God speaks into the unique longings deep within each of us.

I was a newly married man when I first heard the phrase ‘The Five Love Languages.’

The concept put so much into perspective for me, both for myself and for my understanding of how to love my wife. I’m grateful that I encountered Dr. Gary Chapman’s simple little test that has helped me to see why I need ‘words of affirmation’ in order to feel loved. I understand that my words of affirmation to my wife, however, fall flat and that she doesn’t feel love from me in the same way I do.

My wife feels my love when I share ‘acts of service’ with her and my son through ‘quality time’ and my daughters through ‘gifts,’ (of course!). The point is that we all need love—we crave it—but we experience it deep in our souls through different ways. Dr. Chapman has helped the world understand this through a simple and powerful construct—the Five Love Languages!

I believe that there is an associated concept to the Five Love Languages that can be equally powerful when it comes to helping people experience God’s love. God, in fact, is fluent in our love language and is striving to make himself known to us in a way that is radically oriented around our deepest soul longing.

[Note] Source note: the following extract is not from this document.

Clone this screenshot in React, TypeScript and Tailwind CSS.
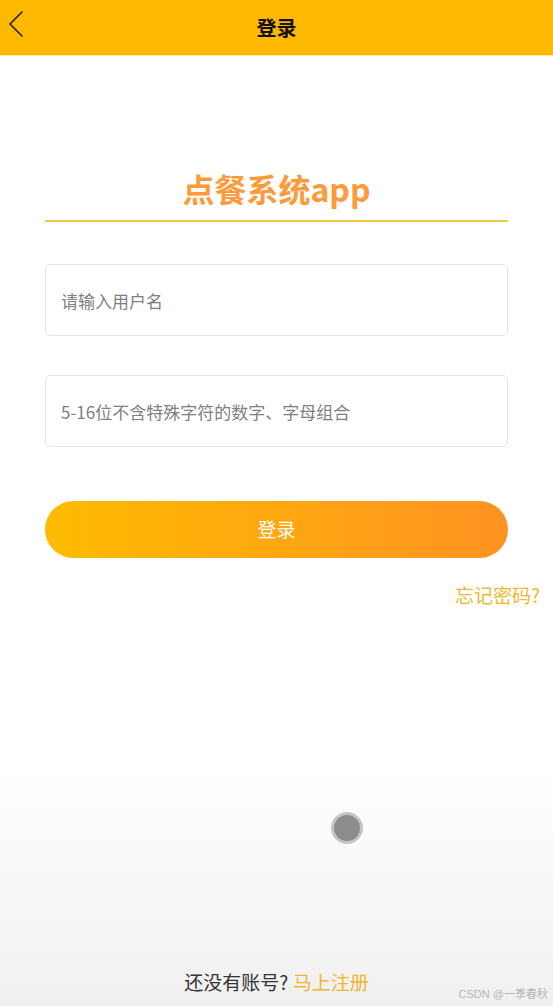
import React, { useState } from 'react';

const font = "font-['Noto_Sans_CJK_SC','Noto_Sans',sans-serif]";

const BackIcon = () => (
  <svg width="24" height="28" viewBox="0 0 24 28" fill="none">
    <path d="M19 2 L7 14 L19 26" stroke="#222" strokeWidth="1.6" strokeLinecap="round" strokeLinejoin="round" />
  </svg>
);

export default function App() {
  const [username, setUsername] = useState('');
  const [password, setPassword] = useState('');

  const inputClass =
    'w-full h-[72px] px-[15px] bg-white border border-[#e6e6e6] rounded-[5px] text-[17px] text-[#333] placeholder:text-[#808080] outline-none';

  return (
    <div
      className={`${font} relative flex flex-col w-full h-[1006px] bg-[linear-gradient(to_bottom,#ffffff_0%,#ffffff_76%,#f0f0f0_100%)]`}
    >
      {/* Header */}
      <div className="relative flex items-center justify-center h-[56px] bg-[#ffb900] border-b border-[#ffe9a6]">
        <button className="absolute left-[3px] top-[10px]">
          <BackIcon />
        </button>
        <h1 className="text-[20px] font-bold text-[#111] leading-none">登录</h1>
      </div>

      {/* Form */}
      <div className="px-[45px]">
        <div className="mt-[112px] pb-[12px] border-b-2 border-[#f7c948] text-center">
          <h2 className="text-[32px] leading-[40px] font-bold text-[#ff9a3a]">点餐系统app</h2>
        </div>

        <div className="mt-[42px]">
          <input
            type="text"
            value={username}
            onChange={e => setUsername(e.target.value)}
            placeholder="请输入用户名"
            className={inputClass}
          />
        </div>
        <div className="mt-[39px]">
          <input
            type="password"
            value={password}
            onChange={e => setPassword(e.target.value)}
            placeholder="5-16位不含特殊字符的数字、字母组合"
            className={inputClass}
          />
        </div>

        <button className="mt-[54px] w-full h-[57px] rounded-full bg-[linear-gradient(to_right,#ffbb00,#ff9322)] text-white text-[19px]">
          登录
        </button>
      </div>

      <div className="flex justify-end pr-[13px] mt-[24px]">
        <span className="text-[19px] leading-[26px] text-[#f5b731]">忘记密码?</span>
      </div>

      {/* floating touch indicator */}
      <div className="absolute left-[331px] top-[812px] w-[32px] h-[32px] rounded-full bg-[#8c8c8c] border-[3px] border-[#c4c4c4]" />

      <div className="mt-auto pb-[11px] text-center text-[19px] leading-[26px]">
        <span className="text-[#333]">还没有账号? </span>
        <span className="text-[#f2b631]">马上注册</span>
      </div>

      <div className="absolute right-[5px] bottom-[4px] text-[11px] text-[#b5b5b5] font-['Liberation_Sans','Noto_Sans_CJK_SC',sans-serif]">
        CSDN @一季春秋
      </div>
    </div>
  );
}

I believe that every single one of us has a love language and that God speaks it to us in a way that we can understand. In many ways, we cry out to God through our love language with what I call our ‘Heart Hope.’

A Heart Hope is a specific type of longing that is associated with our love language. It is the question behind the question, the drive that fuels our lives and, as you probably guessed, there are five of them!

I believe these Five Heart Hopes drive us and our ...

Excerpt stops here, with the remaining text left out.